Ofelia miró a su alrededor y luego a sí misma. La respuesta llegó a su cabeza junto con un incontrolable temblor en las piernas.

—¿Los maté yo? —preguntó, soltando el arma y dejándola caer.

—A esos dos —le dijo Gaspar, y con su dedo índice apuntó al sujeto que estaba a su izquierda y a la chica—. Les disparaste por la espalda y murieron enseguida. Al otro... —continuó, moviendo la mirada hacia el cuerpo de Santiago, quien no tenía ni una gota de sangre encima, pero su cuello se doblaba en un ángulo poco natural—, lo maté yo. Se distrajo con los disparos, así que aproveché.

Ofelia se llevó ambas manos a la cabeza y se echó el cabello hacia atrás. Todo daba vueltas y su estómago amenazaba con devolver lo poco que había ingerido. Acababa de matar a dos personas y no sabía si sentirse culpable u orgullosa.

Gaspar se dirigió a ella con dificultad.

—¿De dónde sacaste el arma? —le preguntó, alzando la barbilla al hablar.

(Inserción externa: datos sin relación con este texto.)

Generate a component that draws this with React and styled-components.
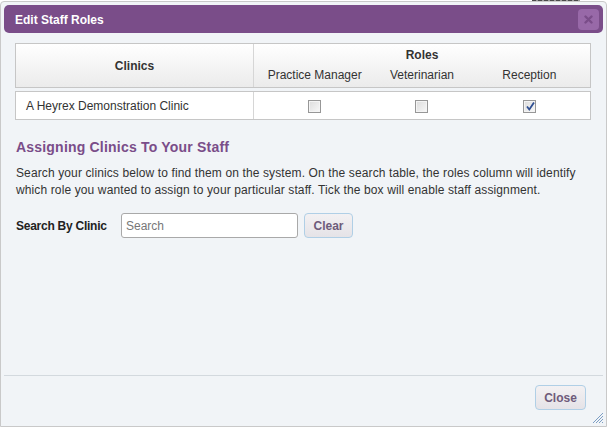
import React from "react";
import styled, { createGlobalStyle } from "styled-components";

const Global = createGlobalStyle`
  html, body { margin: 0; padding: 0; background: #ffffff; }
  body { font-family: "Liberation Sans", Arial, sans-serif; font-size: 12px; color: #333; }
  * { box-sizing: border-box; }
`;

const Page = styled.div`
  position: relative;
  width: 607px;
  height: 427px;
  padding-top: 1px;
  overflow: hidden;
`;

const Behind = styled.div`
  position: absolute;
  top: 0;
  left: 532px;
  width: 48px;
  height: 2px;
  background: repeating-linear-gradient(90deg, #4a4a4a 0 4px, #9a9a9a 4px 6px);
`;

const Dialog = styled.div`
  position: relative;
  width: 607px;
  height: 426px;
  border: 1px solid #c9c9c9;
  border-radius: 4px 4px 0 0;
  background: #f1f4f7;
  padding: 3px;
  display: flex;
  flex-direction: column;
`;

const TitleBar = styled.div`
  height: 28px;
  border-radius: 5px;
  background: #7a4d89;
  display: flex;
  align-items: center;
  justify-content: space-between;
  padding: 0 4px 0 11px;
  flex-shrink: 0;
`;

const Title = styled.span`
  color: #ffffff;
  font-weight: bold;
  font-size: 12px;
  margin-top: 1px;
`;

const CloseX = styled.div`
  width: 21px;
  height: 21px;
  border-radius: 4px;
  background: #9869a8;
  display: flex;
  align-items: center;
  justify-content: center;
`;

const Content = styled.div`
  flex: 1;
  padding: 10px 12px 0 11px;
  display: flex;
  flex-direction: column;
`;

const HeaderBox = styled.div`
  height: 45px;
  border: 1px solid #c6c6c6;
  background: linear-gradient(#ffffff, #ebebeb);
  display: grid;
  grid-template-columns: 238px 1fr;
`;

const HeadCell = styled.div`
  display: flex;
  align-items: center;
  justify-content: center;
  font-weight: bold;
  color: #333;
  border-right: ${(p) => (p.$divider ? "1px solid #d6d6d6" : "none")};
`;

const RolesHead = styled.div`
  display: flex;
  flex-direction: column;
  align-items: stretch;
  padding: 4px 7px 0;
`;

const RolesTitle = styled.div`
  text-align: center;
  font-weight: bold;
  color: #333;
  line-height: 15px;
`;

const RoleCols = styled.div`
  display: grid;
  grid-template-columns: repeat(3, 1fr);
  margin-top: 5px;
`;

const RoleLabel = styled.div`
  text-align: center;
  color: #333;
  line-height: 15px;
`;

const BodyRow = styled.div`
  margin-top: 3px;
  height: 29px;
  border: 1px solid #c6c6c6;
  background: #ffffff;
  display: grid;
  grid-template-columns: 238px 1fr;
`;

const ClinicCell = styled.div`
  display: flex;
  align-items: center;
  padding-left: 10px;
  color: #333;
  border-right: 1px solid #d6d6d6;
`;

const CheckCols = styled.div`
  display: grid;
  grid-template-columns: repeat(3, 1fr);
  padding: 0 7px;
  align-items: center;
`;

const CheckWrap = styled.div`
  display: flex;
  justify-content: center;
  padding-top: 1px;
`;

const Box = styled.span`
  position: relative;
  width: 13px;
  height: 13px;
  border: 1px solid #979797;
  background: linear-gradient(135deg, #dcdcdc, #f8f8f8);
  box-shadow: inset 0 0 0 1px #f4f4f4;
  display: block;
`;

const CheckMark = styled.svg`
  position: absolute;
  left: 1px;
  top: 0px;
`;

const Heading = styled.h3`
  margin: 18px 0 0 1px;
  font-size: 14px;
  line-height: 18px;
  font-weight: bold;
  letter-spacing: 0.2px;
  color: #7a4d89;
`;

const Para = styled.p`
  margin: 9px 0 0 1px;
  font-size: 12px;
  line-height: 17px;
  letter-spacing: 0.12px;
  color: #333;
`;

const SearchRow = styled.div`
  margin: 14px 0 0 1px;
  display: flex;
  align-items: center;
`;

const SearchLabel = styled.label`
  width: 105px;
  font-weight: bold;
  letter-spacing: -0.25px;
  color: #222;
`;

const Input = styled.input`
  width: 177px;
  height: 25px;
  border: 1px solid #a9a9a9;
  border-radius: 3px;
  padding: 0 4px;
  font-family: "Liberation Sans", Arial, sans-serif;
  font-size: 12px;
  color: #333;
  background: #fff;
  &::placeholder { color: #777; }
`;

const Button = styled.button`
  margin-left: ${(p) => p.$ml || 0}px;
  height: 25px;
  width: ${(p) => p.$w}px;
  border: 1px solid #b0cfe6;
  border-radius: 4px;
  background: linear-gradient(#f3f1f3, #e5e3e7);
  color: #6e5b7a;
  font-family: "Liberation Sans", Arial, sans-serif;
  font-weight: bold;
  font-size: 12px;
  padding: 0;
`;

const Footer = styled.div`
  height: 48px;
  border-top: 1px solid #d3d9de;
  display: flex;
  justify-content: flex-end;
  align-items: flex-start;
  padding: 9px 17px 0 0;
  flex-shrink: 0;
`;

const Grip = styled.svg`
  position: absolute;
  right: 2px;
  bottom: 2px;
`;

const Checkbox = ({ checked }) => (
  <CheckWrap>
    <Box>
      {checked && (
        <CheckMark width="11" height="11" viewBox="0 0 11 11">
          <path d="M2 5.5 L4.3 8.5 L9 1.5" stroke="#2f4f92" strokeWidth="1.8" fill="none" />
        </CheckMark>
      )}
    </Box>
  </CheckWrap>
);

export default function App() {
  return (
    <>
      <Global />
      <Page>
        <Behind />
        <Dialog>
          <TitleBar>
            <Title>Edit Staff Roles</Title>
            <CloseX>
              <svg width="9" height="9" viewBox="0 0 9 9">
                <path d="M1.5 1.5 L7.5 7.5 M7.5 1.5 L1.5 7.5" stroke="#7a4d89" strokeWidth="2.4" strokeLinecap="round" />
              </svg>
            </CloseX>
          </TitleBar>
          <Content>
            <HeaderBox>
              <HeadCell $divider>Clinics</HeadCell>
              <RolesHead>
                <RolesTitle>Roles</RolesTitle>
                <RoleCols>
                  <RoleLabel>Practice Manager</RoleLabel>
                  <RoleLabel>Veterinarian</RoleLabel>
                  <RoleLabel>Reception</RoleLabel>
                </RoleCols>
              </RolesHead>
            </HeaderBox>
            <BodyRow>
              <ClinicCell>A Heyrex Demonstration Clinic</ClinicCell>
              <CheckCols>
                <Checkbox />
                <Checkbox />
                <Checkbox checked />
              </CheckCols>
            </BodyRow>
            <Heading>Assigning Clinics To Your Staff</Heading>
            <Para>
              Search your clinics below to find them on the system. On the search table, the roles column will identify
              <br />
              which role you wanted to assign to your particular staff. Tick the box will enable staff assignment.
            </Para>
            <SearchRow>
              <SearchLabel>Search By Clinic</SearchLabel>
              <Input placeholder="Search" />
              <Button $ml={6} $w={49}>Clear</Button>
            </SearchRow>
          </Content>
          <Footer>
            <Button $w={51}>Close</Button>
          </Footer>
          <Grip width="12" height="12" viewBox="0 0 12 12">
            <path d="M11 1 L1 11 M11 4 L4 11 M11 7 L7 11 M11 10 L10 11" stroke="#7d9ec4" strokeWidth="1" />
          </Grip>
        </Dialog>
      </Page>
    </>
  );
}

—La saqué de tu mochila —respondió Ofelia, mirándolo fijamente a los ojos.

—¿Qué? —preguntó él, y la agarró del brazo con tanta fuerza que le hizo daño—. ¿Te metiste en mi mochila?

—Sí —dijo ella, sin bajar la mirada—, y te salvé la vida.

—¿Viste algo más?

—Tu diario de vida —replicó, mordazmente—. Me demoré en rescatarte porque me entretuve leyéndolo.

—Estoy hablando en serio —dijo él, tirando de su brazo.

—Apenas me acuerdo de haberles disparado. ¿Realmente crees que me detuve a revisar tu mochila? —dijo ella, furiosa.

Sin embargo, dos imágenes pasaron frente a sus ojos: una billetera y una foto enmarcada. Ofelia no alcanzó a verla bien, pero estaba segura de que en ella estaba la familia de Gaspar.

—¿Lo hiciste?

—¡No!

Gaspar suspiró y continuó con su camino como si nada hubiese ocurrido. Ofelia lo siguió, pero no volvió a dirigirle la palabra. Fue Gaspar quien rompió el silencio, y lo hizo recién cuando iban de regreso en la oficina.

—Me alegro de que hayas hecho lo que hiciste —le dijo—. Me salvaste, estamos a mano.

Ofelia se limitó a asentir con la cabeza.

Antes de entender qué ocurría, Gaspar la agarró del brazo y la besó de lleno en los labios. Ella se quedó inmóvil, presa del asombro, pero acabó por ceder ante el beso y dejarse llevar por él. Entre los primeros rayos de sol y el roce de sus cuerpos sudorosos, la habitación se volvió borrosa y húmeda, y a ratos dejaba de existir. La mañana los recibió aún entrelazados en una manifestación de soledad y placer.

Se quedaron dormidos mucho después de que el sol se posara sobre sus cabezas. Ofelia despertó cuando la noche había vuelto a caer. La habitación se sentía más silenciosa de lo normal y menos cálida. Con los ojos muy abiertos, Ofelia se incorporó y miró a su alrededor. Gaspar no estaba allí, ni tampoco su mochila. A su lado, encontró una navaja perfectamente pulida y una hoja de papel doblada por la mitad.